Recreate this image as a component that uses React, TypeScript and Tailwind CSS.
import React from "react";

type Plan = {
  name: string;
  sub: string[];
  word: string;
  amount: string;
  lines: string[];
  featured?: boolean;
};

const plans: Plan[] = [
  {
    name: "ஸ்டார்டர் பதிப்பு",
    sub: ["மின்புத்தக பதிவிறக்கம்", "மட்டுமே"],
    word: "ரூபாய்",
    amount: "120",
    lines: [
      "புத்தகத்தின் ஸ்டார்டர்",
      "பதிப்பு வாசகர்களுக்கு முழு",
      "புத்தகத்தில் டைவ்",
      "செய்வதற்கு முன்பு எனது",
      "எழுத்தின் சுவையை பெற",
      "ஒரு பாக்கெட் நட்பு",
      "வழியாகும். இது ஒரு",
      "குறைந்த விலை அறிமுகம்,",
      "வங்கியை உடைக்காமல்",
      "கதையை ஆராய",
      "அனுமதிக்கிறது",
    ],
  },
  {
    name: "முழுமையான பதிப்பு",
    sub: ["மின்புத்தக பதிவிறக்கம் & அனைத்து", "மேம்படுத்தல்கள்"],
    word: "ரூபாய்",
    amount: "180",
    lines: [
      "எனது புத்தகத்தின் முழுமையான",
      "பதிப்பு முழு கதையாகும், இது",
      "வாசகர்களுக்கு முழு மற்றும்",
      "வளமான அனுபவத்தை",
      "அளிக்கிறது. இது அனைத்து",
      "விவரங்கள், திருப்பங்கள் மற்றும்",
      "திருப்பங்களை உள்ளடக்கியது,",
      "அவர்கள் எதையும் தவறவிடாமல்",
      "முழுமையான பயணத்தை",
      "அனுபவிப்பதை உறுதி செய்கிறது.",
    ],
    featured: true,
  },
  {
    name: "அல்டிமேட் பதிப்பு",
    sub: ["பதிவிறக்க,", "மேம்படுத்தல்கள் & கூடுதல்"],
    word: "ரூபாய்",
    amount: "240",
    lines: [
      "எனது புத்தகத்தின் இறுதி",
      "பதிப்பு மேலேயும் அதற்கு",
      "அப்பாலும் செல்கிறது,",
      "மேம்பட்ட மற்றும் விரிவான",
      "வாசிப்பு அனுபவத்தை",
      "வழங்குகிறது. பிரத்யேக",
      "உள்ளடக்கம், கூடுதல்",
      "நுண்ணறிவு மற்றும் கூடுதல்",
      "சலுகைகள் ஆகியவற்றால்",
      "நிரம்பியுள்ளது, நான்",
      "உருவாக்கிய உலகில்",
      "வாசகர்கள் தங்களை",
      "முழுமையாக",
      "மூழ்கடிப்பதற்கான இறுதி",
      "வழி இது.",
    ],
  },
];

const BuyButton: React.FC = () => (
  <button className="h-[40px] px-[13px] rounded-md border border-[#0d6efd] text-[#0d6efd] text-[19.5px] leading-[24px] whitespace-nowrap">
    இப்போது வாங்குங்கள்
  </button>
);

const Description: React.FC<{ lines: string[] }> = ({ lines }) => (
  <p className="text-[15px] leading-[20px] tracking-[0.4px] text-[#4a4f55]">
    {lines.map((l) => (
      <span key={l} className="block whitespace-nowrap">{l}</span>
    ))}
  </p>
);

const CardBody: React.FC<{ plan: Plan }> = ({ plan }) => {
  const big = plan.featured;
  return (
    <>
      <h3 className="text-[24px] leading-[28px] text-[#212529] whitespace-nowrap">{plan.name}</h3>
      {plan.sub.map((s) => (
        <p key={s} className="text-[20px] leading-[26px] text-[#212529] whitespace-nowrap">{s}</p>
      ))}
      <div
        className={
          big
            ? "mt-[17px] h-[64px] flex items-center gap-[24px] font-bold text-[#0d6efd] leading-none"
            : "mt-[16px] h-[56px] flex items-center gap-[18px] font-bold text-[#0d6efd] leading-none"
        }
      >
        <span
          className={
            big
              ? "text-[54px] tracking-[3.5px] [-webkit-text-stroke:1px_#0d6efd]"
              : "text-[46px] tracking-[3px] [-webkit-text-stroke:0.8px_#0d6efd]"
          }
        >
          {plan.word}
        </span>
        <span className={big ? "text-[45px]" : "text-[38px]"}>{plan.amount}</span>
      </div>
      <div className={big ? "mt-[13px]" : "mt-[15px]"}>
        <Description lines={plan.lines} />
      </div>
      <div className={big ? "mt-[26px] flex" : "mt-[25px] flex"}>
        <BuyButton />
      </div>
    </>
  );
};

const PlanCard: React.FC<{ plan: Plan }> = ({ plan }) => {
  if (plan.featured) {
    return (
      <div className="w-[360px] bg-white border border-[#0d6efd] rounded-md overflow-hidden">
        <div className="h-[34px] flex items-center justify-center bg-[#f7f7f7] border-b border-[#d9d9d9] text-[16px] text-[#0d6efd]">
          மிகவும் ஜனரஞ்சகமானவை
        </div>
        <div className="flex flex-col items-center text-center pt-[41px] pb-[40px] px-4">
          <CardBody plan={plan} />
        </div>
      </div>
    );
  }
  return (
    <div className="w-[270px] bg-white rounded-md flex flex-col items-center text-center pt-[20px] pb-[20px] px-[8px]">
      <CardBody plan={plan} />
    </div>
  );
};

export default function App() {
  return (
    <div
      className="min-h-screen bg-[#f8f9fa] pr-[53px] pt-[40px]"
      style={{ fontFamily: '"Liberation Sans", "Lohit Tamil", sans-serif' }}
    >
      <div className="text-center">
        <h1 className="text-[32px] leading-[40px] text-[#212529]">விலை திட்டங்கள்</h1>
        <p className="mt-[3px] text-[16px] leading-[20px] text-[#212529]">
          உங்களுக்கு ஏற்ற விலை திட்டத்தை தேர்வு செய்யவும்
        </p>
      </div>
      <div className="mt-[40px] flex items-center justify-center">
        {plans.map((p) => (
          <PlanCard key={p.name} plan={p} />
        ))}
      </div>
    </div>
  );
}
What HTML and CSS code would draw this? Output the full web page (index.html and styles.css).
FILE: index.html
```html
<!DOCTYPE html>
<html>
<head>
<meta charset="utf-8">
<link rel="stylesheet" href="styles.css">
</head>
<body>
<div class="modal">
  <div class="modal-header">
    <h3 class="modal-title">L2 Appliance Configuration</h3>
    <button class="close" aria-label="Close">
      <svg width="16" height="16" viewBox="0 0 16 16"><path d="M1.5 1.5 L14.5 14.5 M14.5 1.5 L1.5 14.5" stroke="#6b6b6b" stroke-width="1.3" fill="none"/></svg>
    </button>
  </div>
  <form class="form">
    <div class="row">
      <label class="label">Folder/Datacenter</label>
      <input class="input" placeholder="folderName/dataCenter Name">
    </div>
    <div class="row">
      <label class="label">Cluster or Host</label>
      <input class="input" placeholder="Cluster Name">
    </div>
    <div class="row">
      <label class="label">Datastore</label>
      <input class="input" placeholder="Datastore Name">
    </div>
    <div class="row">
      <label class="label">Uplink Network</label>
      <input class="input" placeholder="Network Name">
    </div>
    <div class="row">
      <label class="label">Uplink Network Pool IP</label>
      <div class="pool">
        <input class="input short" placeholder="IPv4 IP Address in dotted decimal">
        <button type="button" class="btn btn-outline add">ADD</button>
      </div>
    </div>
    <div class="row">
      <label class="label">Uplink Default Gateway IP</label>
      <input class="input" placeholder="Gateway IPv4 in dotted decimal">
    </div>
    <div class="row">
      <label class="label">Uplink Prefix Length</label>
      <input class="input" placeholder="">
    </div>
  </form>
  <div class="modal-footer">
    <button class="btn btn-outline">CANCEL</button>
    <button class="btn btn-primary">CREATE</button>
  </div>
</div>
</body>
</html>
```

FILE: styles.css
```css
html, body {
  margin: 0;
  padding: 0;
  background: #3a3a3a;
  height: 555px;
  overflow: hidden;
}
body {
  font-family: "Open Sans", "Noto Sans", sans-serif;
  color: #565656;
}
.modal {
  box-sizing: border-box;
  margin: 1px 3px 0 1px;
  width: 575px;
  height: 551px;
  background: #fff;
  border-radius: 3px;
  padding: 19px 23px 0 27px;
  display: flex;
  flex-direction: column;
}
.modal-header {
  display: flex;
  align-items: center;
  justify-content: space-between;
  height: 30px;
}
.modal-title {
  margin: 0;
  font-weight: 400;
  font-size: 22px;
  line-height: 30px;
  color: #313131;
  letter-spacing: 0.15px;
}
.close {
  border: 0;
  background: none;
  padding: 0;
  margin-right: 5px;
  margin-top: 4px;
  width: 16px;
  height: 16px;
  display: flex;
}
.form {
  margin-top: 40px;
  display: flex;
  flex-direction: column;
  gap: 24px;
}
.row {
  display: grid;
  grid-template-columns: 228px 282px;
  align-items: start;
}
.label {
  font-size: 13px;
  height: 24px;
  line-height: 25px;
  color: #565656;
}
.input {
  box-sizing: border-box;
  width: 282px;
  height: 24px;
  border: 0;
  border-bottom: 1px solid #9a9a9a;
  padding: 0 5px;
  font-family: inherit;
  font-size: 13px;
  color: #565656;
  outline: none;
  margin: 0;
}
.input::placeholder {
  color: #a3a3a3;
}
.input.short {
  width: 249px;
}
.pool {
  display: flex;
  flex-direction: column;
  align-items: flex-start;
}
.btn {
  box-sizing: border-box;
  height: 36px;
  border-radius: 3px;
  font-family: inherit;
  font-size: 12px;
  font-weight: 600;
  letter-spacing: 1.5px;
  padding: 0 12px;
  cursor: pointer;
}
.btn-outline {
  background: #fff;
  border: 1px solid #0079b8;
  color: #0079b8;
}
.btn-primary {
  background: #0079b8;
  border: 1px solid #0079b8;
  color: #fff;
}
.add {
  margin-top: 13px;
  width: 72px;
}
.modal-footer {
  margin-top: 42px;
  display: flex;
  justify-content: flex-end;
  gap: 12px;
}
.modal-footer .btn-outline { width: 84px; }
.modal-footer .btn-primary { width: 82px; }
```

### Prompt
Search the entries for the string "styles" and collect each line that has it.

### Exercise response
What HTML and CSS code would draw this? Output the full web page (index.html and styles.css).
<link rel="stylesheet" href="styles.css">
FILE: styles.css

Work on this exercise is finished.